The phrase "Armor of God" (πανοπλίαν τοῦ Θεοῦ, panoplian tou Theou) is derived from Ephesians 6:11: "Put on the whole armour of God, that ye may be able to stand against the wiles of the devil." (King James Version). As a biblical reference, the metaphor may refer to physical armour worn by God in metaphorical battles, or it may refer to vigilant righteousness in general as bestowed by the grace of God (Romans , King James Version): "The night is far spent, the day is at hand: let us therefore cast off the works of darkness, and let us put on the armour of light."

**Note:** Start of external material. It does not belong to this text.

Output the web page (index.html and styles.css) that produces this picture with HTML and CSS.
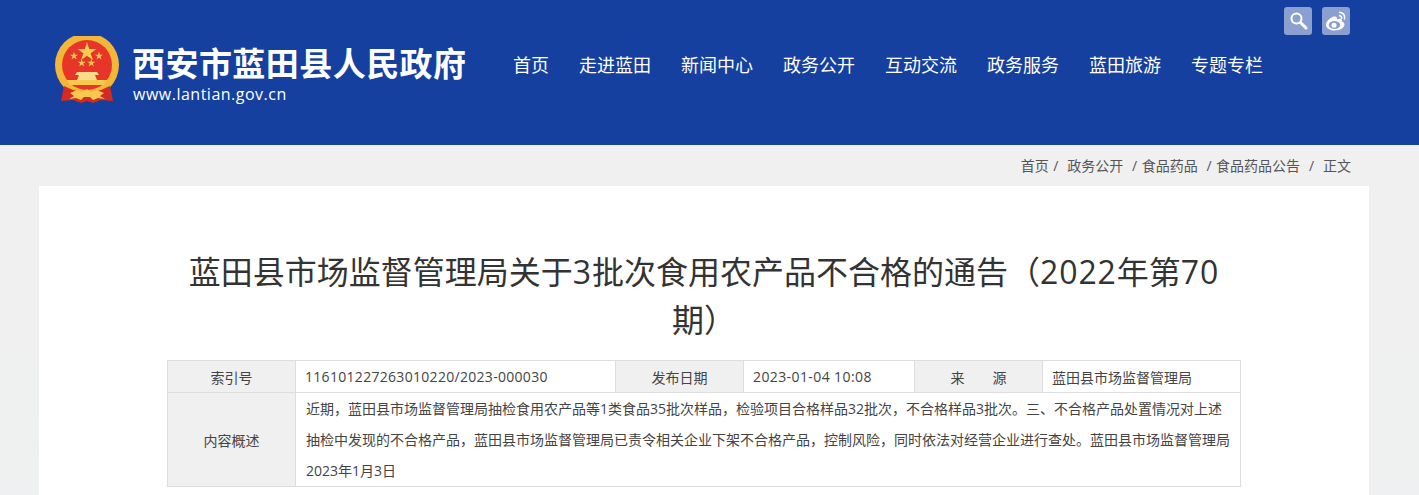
FILE: index.html

```html
<!DOCTYPE html>
<html lang="zh-CN">
<head>
  <meta charset="UTF-8" />
  <meta name="viewport" content="width=device-width, initial-scale=1.0"/>
  <title>蓝田县人民政府</title>
  <link rel="stylesheet" href="styles.css">
</head>
<body>
  <div class="header">
    <div class="tools">
      <a class="tool" href="#">
        <svg width="28" height="28" viewBox="0 0 28 28"><circle cx="12.5" cy="11.5" r="5" fill="none" stroke="#fff" stroke-width="2"/><path d="M16.5 15.5L22 21" stroke="#fff" stroke-width="3" stroke-linecap="round"/></svg>
      </a>
      <a class="tool" href="#">
        <svg width="28" height="28" viewBox="0 0 28 28">
          <path d="M11.5 9.500C7.500 11 4 14.500 4 18c0 3.500 4.500 5.500 8.800 5.500 5.200 0 9.700-3 9.700-6 0-2-2-2.700-2.800-3 .6-1.500.4-2.700-1.800-2.800-1.200 0-2.500.5-3 .7.300-1.500.1-3.200-3.400-2.900z" fill="#fff"/>
          <ellipse cx="12.500" cy="18" rx="5.800" ry="4" fill="#8b9fd0"/>
          <circle cx="12" cy="18.300" r="2.500" fill="#fff"/>
          <path d="M17.500 5.500c3.500-.3 6 3 5 6.500M17.500 8.800c1.500-.2 2.500 1.200 2 2.800" fill="none" stroke="#fff" stroke-width="1.500" stroke-linecap="round"/>
        </svg>
      </a>
    </div>
    <div class="header-main">
      <a class="logo" href="#">
        <svg class="emblem" width="65" height="68" viewBox="0 0 65 68">
          <defs>
            <polygon id="star" points="0,-10 2.200,-3.100 9.500,-3.100 3.600,1.200 5.900,8.100 0,3.800 -5.900,8.100 -3.600,1.200 -9.500,-3.100 -2.200,-3.100"/>
          </defs>
          <circle cx="32" cy="29" r="32" fill="#f2b738"/>
          <circle cx="32" cy="29" r="25" fill="#e8352a"/>
          <path d="M11.700 44h40.600l-3 5H14.700z" fill="#f6c94e"/>
          <path d="M24 39h16l2 5H22zM22 36h20l2 3H20z" fill="#f8dc8a"/>
          <use href="#star" transform="translate(32 16)" fill="#f7cf4d"/>
          <use href="#star" transform="translate(19 20) scale(.42)" fill="#f7cf4d"/>
          <use href="#star" transform="translate(44 20) scale(.42)" fill="#f7cf4d"/>
          <use href="#star" transform="translate(26.700 27) scale(.42)" fill="#f7cf4d"/>
          <use href="#star" transform="translate(36.300 27) scale(.42)" fill="#f7cf4d"/>
          <path d="M9 50l9 4 14 3 14-3 9-4 3 15-12-1-8 3-6-2-6 2-8-3-12 1z" fill="#d52a22"/>
          <path d="M15 57l7-3 6 2 4-3 4 3 6-2 7 3-4 3 5 3-7-1-5 2-3-3h-6l-3 3-5-2-7 1 5-3z" fill="#f6c94e"/>
        </svg>
        <div class="logo-text">
          <div class="logo-name">西安市蓝田县人民政府</div>
          <div class="logo-url">www.lantian.gov.cn</div>
        </div>
      </a>
      <div class="nav">
        <a href="#">首页</a>
        <a href="#">走进蓝田</a>
        <a href="#">新闻中心</a>
        <a href="#">政务公开</a>
        <a href="#">互动交流</a>
        <a href="#">政务服务</a>
        <a href="#">蓝田旅游</a>
        <a href="#">专题专栏</a>
      </div>
    </div>
  </div>

  <div class="crumbs"><a href="#">首页</a> /  <a href="#">政务公开</a>  / <a href="#">食品药品</a>  / <a href="#">食品药品公告</a>  /  <a href="#">正文</a></div>

  <div class="content">
    <h1 class="title">蓝田县市场监督管理局关于<span class="num">3</span>批次食用农产品不合格的通告（<span class="num">2022</span>年第<span class="num">70</span>期）</h1>
    <table class="info">
      <tr class="row-top">
        <th class="col-a">索引号</th>
        <td class="col-b num-cell">116101227263010220/2023-000030</td>
        <th class="col-c">发布日期</th>
        <td class="col-d num-cell date">2023-01-04 10:08</td>
        <th class="col-e">来　　源</th>
        <td class="col-f">蓝田县市场监督管理局</td>
      </tr>
      <tr>
        <th>内容概述</th>
        <td colspan="5" class="summary">近期，蓝田县市场监督管理局抽检食用农产品等1类食品35批次样品，检验项目合格样品32批次，不合格样品3批次。三、不合格产品处置情况对上述抽检中发现的不合格产品，蓝田县市场监督管理局已责令相关企业下架不合格产品，控制风险，同时依法对经营企业进行查处。蓝田县市场监督管理局2023年1月3日</td>
      </tr>
    </table>
  </div>
</body>
</html>
```

FILE: styles.css

```css
* {
  box-sizing: border-box;
}

html, body {
  height: 495px;
  overflow: hidden;
}

body {
  margin: 0;
  padding: 0;
  background: linear-gradient(#f0f0f0 70%, #eef0f1);
  font-family: "Open Sans", "Noto Sans CJK SC", sans-serif;
  color: #333;
}

a {
  color: inherit;
  text-decoration: none;
}

.header {
  height: 145px;
  background: #15409f;
  padding-top: 7px;
}

.tools {
  display: flex;
  justify-content: flex-end;
  gap: 10px;
  padding-right: 69px;
}

.tool {
  width: 28px;
  height: 28px;
  border-radius: 3px;
  background: #8b9fd0;
  display: block;
}

.tool svg {
  display: block;
}

.header-main {
  display: flex;
  align-items: flex-start;
  padding-left: 55px;
  margin-top: 1px;
}

.logo {
  display: flex;
  width: 458px;
  gap: 12px;
}

.logo-name {
  color: #fff;
  font-size: 33px;
  font-weight: 700;
  line-height: 40px;
  margin-top: 8px;
  letter-spacing: 0.45px;
  white-space: nowrap;
}

.logo-url {
  color: #fff;
  font-size: 16px;
  font-weight: 500;
  line-height: 20px;
  letter-spacing: 0.5px;
  margin-left: 1px;
}

.nav {
  display: flex;
  gap: 30px;
  color: #fff;
  font-size: 18px;
  line-height: 26px;
  margin-top: 16px;
}

.crumbs {
  height: 41px;
  line-height: 41px;
  text-align: right;
  white-space: pre;
  word-spacing: 0.8px;
  padding-right: 68px;
  font-size: 14px;
  color: #555;
}

.content {
  margin: 0 50px 0 39px;
  height: 309px;
  background: #fff;
  padding: 62px 128px 0;
}

.title {
  margin: 0 0 16px;
  font-size: 32px;
  font-weight: 400;
  line-height: 48px;
  text-align: center;
  color: #333;
  text-spacing-trim: space-all;
}

.num {
  letter-spacing: 0.9px;
}

.info {
  width: 1074px;
  border-collapse: collapse;
  table-layout: fixed;
  font-size: 14px;
}

.info th,
.info td {
  border: 1px solid #ddd;
  color: #444;
  font-weight: 400;
}

.info td {
  padding: 0 10px 0 9px;
}

.info th {
  padding: 0 10px;
  background: #f0f0f0;
  text-align: center;
}

.num-cell {
  letter-spacing: 0.3px;
}

.info .date {
  letter-spacing: 0.4px;
}

.row-top {
  height: 32px;
}

.col-a { width: 128px; }
.col-b { width: 320px; }
.col-c { width: 128px; }
.col-d { width: 171px; }
.col-e { width: 128px; }

.info .summary {
  padding-left: 10px;
  line-height: 31px;
}
```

== Biblical appearance and background ==
Ephesians was written by Apostle Paul while he was under house arrest around 61 and 63 CE. Ephesians was not originally addressed to the Church of Ephesians but rather “to the holy ones who are faithful in Christ Jesus". This was later changed to say “to the holy ones in Ephesus who are faithful in Christ Jesus". In Chapter 6:10 -18, Apostle Paul focuses on the idea of believers and members of the Church resisting evil and keeping firm in their faith.  In these verses, Paul instructs the Church to put on the whole Armor of God to prepare for the spiritual battle coming against Satan and his wiles, however, Scholars have different interpretations of what this means. Some believe that the Armor of God referenced is the same spiritual armor that him and his messiah wore in battle, while others side believes the Armor is Christ himself and equipping oneself would be to metaphorically "put on Christ himself".

==Pieces of armor==
The following biblical texts in Ephesians chapter 6 mention six pieces of armor:

- helmet
- breastplate
- belt
- footwear
- shield
- sword

These pieces are described in Ephesians as follows:

helmet of salvation, breastplate of righteousness, belt/girdle of truth (loins girt with truth), shoes of peace (feet with the preparation of the gospel of peace), shield of faith and the sword of the spirit/word of God.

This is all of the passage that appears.